Db2 sparse lookup and DPF

Chuah · Post by **Chuah** » Mon Nov 27, 2006 12:01 am

Hi ,

We have a Sparse DB lookup in our PX job but the table will potentially grow to 30 billion records. Currently we are in development mode.
This table is being looked up in all our jobs.

In dev, the db2 instance does not have DPF installed. Question is will the performance of the lookup actually benefit from DPF or is it enough to just have an index on the table ?

Please advise as I don't have much experience in DB2.

Rgds,
Chin

aakashahuja · Post by **aakashahuja** » Mon Nov 27, 2006 2:05 am

Another thing to keep in mind before considering indexes (only ) is the fact that the indexes are only used if the number of qualifying rows for a query are a small percentage (i think 20%) of the total cardinality of the table. Otherwise DB2 ends up doing a table scan any ways.

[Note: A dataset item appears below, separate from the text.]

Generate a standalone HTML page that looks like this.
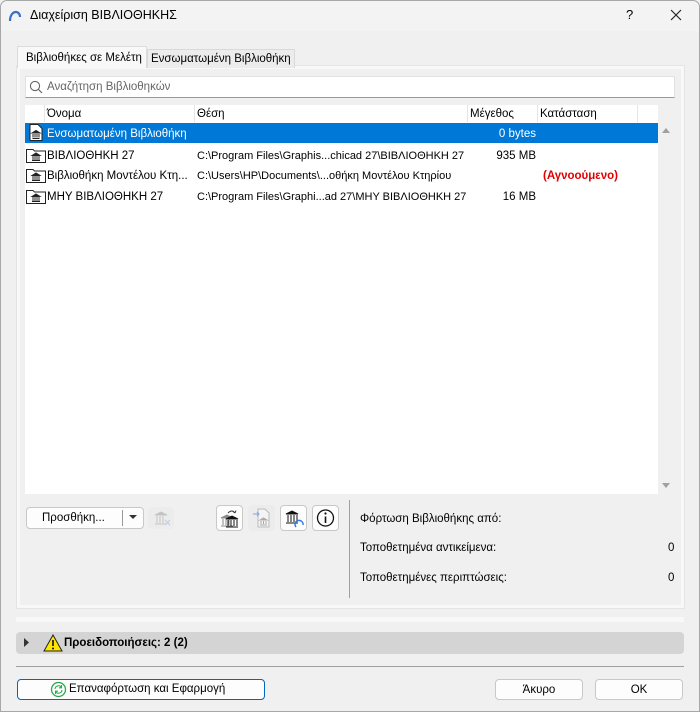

So please take into account this factor as well.

Nageshsunkoji · Post by **Nageshsunkoji** » Mon Nov 27, 2006 3:34 am

Hi,

As per Parallel Job Advance guid, it is suggested that, don't go for sparse lookup if your reference data is more. In your case, its 30 billion records. There will be a effect on performance if you use a sparse lookup.

thebird · Post by **thebird** » Mon Nov 27, 2006 10:38 am

You can use the sparse look up provided your main stream record count is very less compared to the Reference.

In a Sparse look up, an SQL query is generated for each mainstream input row to find a match in the reference. So if you have 30 million records in the reference, but only 10 records coming from the mainstream - it makes better sense to use the sparse look up.

But if the mainstream record count is considerable, then it would be better to proceed with a Join stage or a Merge stage considering the number of reference records in this case.

The Bird.

ray.wurlod · Post by **ray.wurlod** » Mon Nov 27, 2006 2:29 pm

aakashahuja wrote:Another thing to keep in mind before considering indexes (only ) is the fact that the indexes are only used if the number of qualifying rows for a query are a small percentage (i think 20%) of the total cardinality of the table. Otherwise DB2 ends up doing a table scan any ways.

So please take into account this factor as well.

Good thought, but in a sparse lookup situation the number of qualifying rows ought to be one (for a key-based lookup), and "not many" (for a lookup based on a secondary key). Otherwise you're getting into Cartesian product territory, and better hope you're being paid by the hour!